A. Hilal Uğurlu is an Associate Professor in the Faculty of Design and Architecture at MEF University, Istanbul. She completed her PhD dissertation entitled Selim III’s Istanbul: Building Activities in the Light of Political and Military Transformations in 2012, in which she illustrated the relationship between the physical and socio-political structure of the Ottoman capital at that time. She received a senior fellowship from ANAMED in 2014 with her project entitled “Imperial Mosque Courtyards as Social Nuclei of Istanbul.” The later stages of this project, which focuses on nineteenth century imperial mosques and their changing spatial relations with the city, was also supported by several institutions such as Salt Research and Istanbul Research Institute. More recently, she received a Barakat Trust Post-Doctoral Fellowship at the Khalili Research Centre, Oxford University (2017–18), and Barakat Trust Major Awards (2018–19) with her project: “A Reformist Sultan in the Age of Revolutions: Politics, Art and Architectural Patronage of Selim III (r. 1789–1807).”  

Suzan Yalman is an Assistant Professor in the Department of Archaeology and History of Art at Koç University, Istanbul.

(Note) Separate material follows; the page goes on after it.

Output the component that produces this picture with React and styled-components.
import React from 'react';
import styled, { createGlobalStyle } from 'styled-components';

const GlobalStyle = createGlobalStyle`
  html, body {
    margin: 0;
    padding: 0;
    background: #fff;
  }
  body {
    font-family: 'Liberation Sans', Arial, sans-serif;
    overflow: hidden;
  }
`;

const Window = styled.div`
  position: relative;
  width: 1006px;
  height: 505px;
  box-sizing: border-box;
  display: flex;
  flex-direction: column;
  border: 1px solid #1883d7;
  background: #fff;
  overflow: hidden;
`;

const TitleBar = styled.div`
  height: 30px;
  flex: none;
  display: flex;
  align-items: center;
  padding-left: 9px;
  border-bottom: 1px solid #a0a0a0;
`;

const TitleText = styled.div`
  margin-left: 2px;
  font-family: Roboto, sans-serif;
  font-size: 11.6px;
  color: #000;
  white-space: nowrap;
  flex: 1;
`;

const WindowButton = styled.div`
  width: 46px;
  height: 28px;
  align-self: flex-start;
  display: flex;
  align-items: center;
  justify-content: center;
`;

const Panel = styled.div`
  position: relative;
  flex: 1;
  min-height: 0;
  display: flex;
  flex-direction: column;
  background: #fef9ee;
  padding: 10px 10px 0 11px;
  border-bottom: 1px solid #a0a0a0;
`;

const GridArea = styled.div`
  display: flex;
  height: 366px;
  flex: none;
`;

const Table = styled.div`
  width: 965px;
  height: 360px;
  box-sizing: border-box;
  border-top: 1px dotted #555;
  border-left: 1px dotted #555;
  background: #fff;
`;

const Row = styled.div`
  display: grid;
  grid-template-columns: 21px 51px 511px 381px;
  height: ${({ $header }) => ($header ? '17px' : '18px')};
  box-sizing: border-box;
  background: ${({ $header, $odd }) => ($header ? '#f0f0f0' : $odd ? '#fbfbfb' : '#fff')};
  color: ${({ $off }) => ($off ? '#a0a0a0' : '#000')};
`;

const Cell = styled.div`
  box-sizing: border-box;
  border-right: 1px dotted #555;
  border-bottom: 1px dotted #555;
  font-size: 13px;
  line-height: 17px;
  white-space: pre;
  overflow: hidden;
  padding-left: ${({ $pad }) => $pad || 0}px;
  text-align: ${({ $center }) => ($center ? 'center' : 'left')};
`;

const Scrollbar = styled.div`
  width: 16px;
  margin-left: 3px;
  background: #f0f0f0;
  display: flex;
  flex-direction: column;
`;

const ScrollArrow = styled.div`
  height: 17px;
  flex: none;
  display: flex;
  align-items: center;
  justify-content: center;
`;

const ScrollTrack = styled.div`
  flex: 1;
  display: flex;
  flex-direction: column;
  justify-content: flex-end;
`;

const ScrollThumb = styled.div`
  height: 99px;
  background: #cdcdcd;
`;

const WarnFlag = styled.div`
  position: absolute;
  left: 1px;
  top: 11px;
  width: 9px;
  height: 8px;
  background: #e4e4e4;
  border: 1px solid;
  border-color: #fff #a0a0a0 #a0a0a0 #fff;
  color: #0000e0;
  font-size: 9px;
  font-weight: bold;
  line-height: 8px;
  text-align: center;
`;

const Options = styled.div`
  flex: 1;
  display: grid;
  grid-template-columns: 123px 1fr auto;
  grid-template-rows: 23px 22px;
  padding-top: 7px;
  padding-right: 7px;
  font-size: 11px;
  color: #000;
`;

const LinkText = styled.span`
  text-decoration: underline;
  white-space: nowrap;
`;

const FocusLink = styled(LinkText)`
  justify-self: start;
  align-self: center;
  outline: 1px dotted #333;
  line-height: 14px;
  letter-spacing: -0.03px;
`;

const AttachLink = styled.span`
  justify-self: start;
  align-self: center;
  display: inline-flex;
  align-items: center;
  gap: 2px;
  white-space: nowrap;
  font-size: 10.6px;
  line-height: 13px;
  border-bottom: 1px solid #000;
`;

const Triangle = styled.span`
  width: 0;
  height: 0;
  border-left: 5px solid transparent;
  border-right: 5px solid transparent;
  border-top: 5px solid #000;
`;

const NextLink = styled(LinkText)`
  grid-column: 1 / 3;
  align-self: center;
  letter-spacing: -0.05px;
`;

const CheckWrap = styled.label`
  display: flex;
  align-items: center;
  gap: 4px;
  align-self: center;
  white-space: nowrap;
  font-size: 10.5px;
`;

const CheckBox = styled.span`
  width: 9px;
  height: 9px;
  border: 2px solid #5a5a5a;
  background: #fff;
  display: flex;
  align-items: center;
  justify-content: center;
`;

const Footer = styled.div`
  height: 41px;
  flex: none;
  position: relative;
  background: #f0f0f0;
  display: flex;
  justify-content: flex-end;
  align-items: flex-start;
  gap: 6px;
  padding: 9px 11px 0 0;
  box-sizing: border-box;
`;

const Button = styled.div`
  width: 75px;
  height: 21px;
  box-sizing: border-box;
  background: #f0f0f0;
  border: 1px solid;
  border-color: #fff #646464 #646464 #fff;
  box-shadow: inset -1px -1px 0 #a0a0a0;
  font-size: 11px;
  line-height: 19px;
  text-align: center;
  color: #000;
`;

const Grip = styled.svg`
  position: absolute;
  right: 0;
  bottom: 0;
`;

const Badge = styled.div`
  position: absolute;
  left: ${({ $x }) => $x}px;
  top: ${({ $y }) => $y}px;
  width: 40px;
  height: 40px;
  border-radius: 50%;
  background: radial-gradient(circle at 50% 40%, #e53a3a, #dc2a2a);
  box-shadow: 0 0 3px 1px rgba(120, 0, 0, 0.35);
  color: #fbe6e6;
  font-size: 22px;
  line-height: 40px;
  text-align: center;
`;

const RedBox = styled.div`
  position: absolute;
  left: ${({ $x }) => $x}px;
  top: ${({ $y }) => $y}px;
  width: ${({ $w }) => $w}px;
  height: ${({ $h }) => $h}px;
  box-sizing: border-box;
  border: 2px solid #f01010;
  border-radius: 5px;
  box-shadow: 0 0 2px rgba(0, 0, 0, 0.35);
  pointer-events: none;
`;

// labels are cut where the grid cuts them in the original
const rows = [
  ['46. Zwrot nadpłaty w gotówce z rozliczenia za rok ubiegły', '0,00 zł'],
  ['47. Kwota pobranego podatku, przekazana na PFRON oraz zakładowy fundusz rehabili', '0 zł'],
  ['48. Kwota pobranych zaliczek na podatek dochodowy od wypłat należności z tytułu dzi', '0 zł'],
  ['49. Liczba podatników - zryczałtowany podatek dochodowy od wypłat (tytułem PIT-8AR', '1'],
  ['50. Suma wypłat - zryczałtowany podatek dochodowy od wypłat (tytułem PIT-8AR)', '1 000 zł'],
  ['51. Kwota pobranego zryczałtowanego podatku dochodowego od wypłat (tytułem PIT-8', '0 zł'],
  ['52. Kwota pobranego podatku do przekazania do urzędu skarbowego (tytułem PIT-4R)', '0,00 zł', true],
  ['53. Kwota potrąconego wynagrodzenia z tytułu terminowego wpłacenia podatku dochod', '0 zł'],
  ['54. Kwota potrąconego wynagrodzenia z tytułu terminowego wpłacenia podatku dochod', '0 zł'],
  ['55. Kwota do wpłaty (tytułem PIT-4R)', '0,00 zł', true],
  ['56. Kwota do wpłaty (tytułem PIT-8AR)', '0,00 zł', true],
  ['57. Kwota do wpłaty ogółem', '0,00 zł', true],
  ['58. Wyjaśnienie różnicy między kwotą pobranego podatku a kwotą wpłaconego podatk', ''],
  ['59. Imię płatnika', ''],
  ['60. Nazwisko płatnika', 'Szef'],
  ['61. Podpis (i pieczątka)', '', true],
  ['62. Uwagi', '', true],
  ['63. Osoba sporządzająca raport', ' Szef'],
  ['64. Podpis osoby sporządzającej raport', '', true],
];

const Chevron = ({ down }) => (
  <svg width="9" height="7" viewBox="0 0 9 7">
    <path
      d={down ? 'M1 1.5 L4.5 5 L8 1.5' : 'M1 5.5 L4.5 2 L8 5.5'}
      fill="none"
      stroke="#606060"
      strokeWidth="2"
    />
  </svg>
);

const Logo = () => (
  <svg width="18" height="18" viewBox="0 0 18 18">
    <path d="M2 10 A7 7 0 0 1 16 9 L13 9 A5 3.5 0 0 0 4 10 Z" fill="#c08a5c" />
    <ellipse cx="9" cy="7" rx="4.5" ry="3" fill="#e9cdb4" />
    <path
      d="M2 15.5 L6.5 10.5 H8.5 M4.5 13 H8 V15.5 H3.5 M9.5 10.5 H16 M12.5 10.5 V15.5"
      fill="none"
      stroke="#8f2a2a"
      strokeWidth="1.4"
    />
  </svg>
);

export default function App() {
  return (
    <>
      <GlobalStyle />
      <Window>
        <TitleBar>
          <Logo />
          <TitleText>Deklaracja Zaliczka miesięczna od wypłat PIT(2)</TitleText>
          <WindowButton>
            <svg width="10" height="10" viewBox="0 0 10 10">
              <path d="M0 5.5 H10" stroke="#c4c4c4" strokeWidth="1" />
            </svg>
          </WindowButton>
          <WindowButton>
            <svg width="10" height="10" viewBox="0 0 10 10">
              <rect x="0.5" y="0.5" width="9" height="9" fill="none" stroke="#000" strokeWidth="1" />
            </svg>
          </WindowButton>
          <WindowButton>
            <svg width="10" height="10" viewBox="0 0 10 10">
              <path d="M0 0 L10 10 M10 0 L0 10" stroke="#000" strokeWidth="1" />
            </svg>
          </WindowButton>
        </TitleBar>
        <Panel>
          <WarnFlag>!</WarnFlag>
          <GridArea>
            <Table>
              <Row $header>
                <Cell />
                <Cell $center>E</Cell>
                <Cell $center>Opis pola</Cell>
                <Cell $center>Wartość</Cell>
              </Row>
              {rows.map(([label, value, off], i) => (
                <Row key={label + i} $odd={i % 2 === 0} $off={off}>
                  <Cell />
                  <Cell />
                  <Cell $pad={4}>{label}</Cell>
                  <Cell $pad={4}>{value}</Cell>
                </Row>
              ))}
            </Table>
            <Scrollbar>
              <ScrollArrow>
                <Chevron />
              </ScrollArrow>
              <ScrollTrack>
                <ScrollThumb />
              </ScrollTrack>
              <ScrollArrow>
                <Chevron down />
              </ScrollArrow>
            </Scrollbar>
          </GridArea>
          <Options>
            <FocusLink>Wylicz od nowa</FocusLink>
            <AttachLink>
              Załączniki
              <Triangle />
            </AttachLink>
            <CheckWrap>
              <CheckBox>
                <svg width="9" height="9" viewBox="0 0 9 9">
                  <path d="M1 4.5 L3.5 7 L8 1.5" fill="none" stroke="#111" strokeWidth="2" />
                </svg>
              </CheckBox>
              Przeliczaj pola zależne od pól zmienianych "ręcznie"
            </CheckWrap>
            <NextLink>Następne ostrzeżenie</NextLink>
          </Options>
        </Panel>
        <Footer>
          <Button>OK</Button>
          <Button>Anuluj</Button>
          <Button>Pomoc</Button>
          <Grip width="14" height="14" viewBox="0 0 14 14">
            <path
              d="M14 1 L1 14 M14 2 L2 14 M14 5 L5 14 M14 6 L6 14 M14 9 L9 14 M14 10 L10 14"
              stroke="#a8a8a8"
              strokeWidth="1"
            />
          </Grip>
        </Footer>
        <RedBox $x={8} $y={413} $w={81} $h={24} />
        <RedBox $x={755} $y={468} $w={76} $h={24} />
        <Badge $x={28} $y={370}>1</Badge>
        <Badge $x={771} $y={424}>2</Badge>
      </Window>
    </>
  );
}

After receiving her PhD from the Department of History of Art and Architecture at Harvard University, she held post-doctoral fellowships awarded by the Barakat Trust at Oxford University and Kunsthistorisches Institut in Florence. Her research interests include memory, perceptions of the past and antiquarianism in medieval Islamic art; mirrors-for-princes; patronage in medieval Islamic architecture; women’s patronage; medieval Islamic cities and urban networks; pilgrimage and shared sacred spaces. In recent years, she has co-edited several volumes: Spolia Reincarnated: Afterlives of Objects, Materials, and Spaces in Anatolia from Antiquity to the Ottoman Era, with Ivana Jevtić (2018); and Cultural Encounters in the Medieval Period: The Ilkhanids in Anatolia, with Filiz Yenişehirlioğlu (2019).

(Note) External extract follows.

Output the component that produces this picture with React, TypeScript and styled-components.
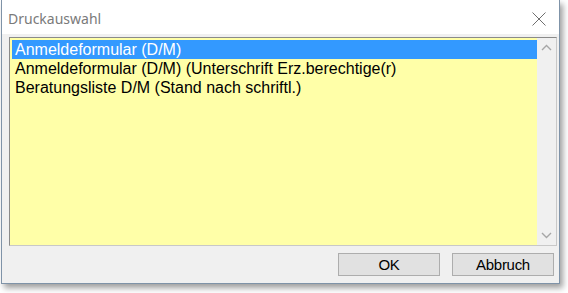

Jennifer Pruitt is the Howard and Ellen Louise Schwartz Associate Professor of Islamic Art and Architecture at the University of Wisconsin. Her first book, Building the Caliphate: Construction, Destruction, and Sectarian Identity in Early Fatimid Architecture (Yale, 2020), investigates the early architecture of the Fatimids, an Ismaili Shi‘i Muslim dynasty that dominated the Mediterranean world from the 10th to the 12th centuries. It argues that that architecture played a pivotal role in negotiating the kaleidoscope of religious identities in the medieval Islamic world and challenges the assumption that artistic efflorescence was a function of religious tolerance in the medieval Mediterranean. Instead, it argues that conflict and destruction played a crucial, productive role in the formation of medieval Islamic architecture.
Pruitt’s articles have appeared in the journals World Art, The Medieval Globe, Muqarnas, and in The Companion to Islamic Art and Architecture (Wiley-Blackwell, 2018), Sacred Precincts: Non-Muslim Religious Sites in Islamic Territories (Brill, 2015), and Encyclopaedia of Islam. She is working currently on a new book project, entitled Inheriting an Islamic Golden Age: Globalism, National Identity, and Invented Histories in the Architecture of the Arabian Gulf. In it, Pruitt investigates the integration of classical forms of Islamic art in the contemporary architecture of the Arabian Gulf. Pruitt’s work has been supported by a First Book Award from the University of Wisconsin-Madison, Fulbright, the American Research Center in Egypt, and the Institute of Ismaili Studies.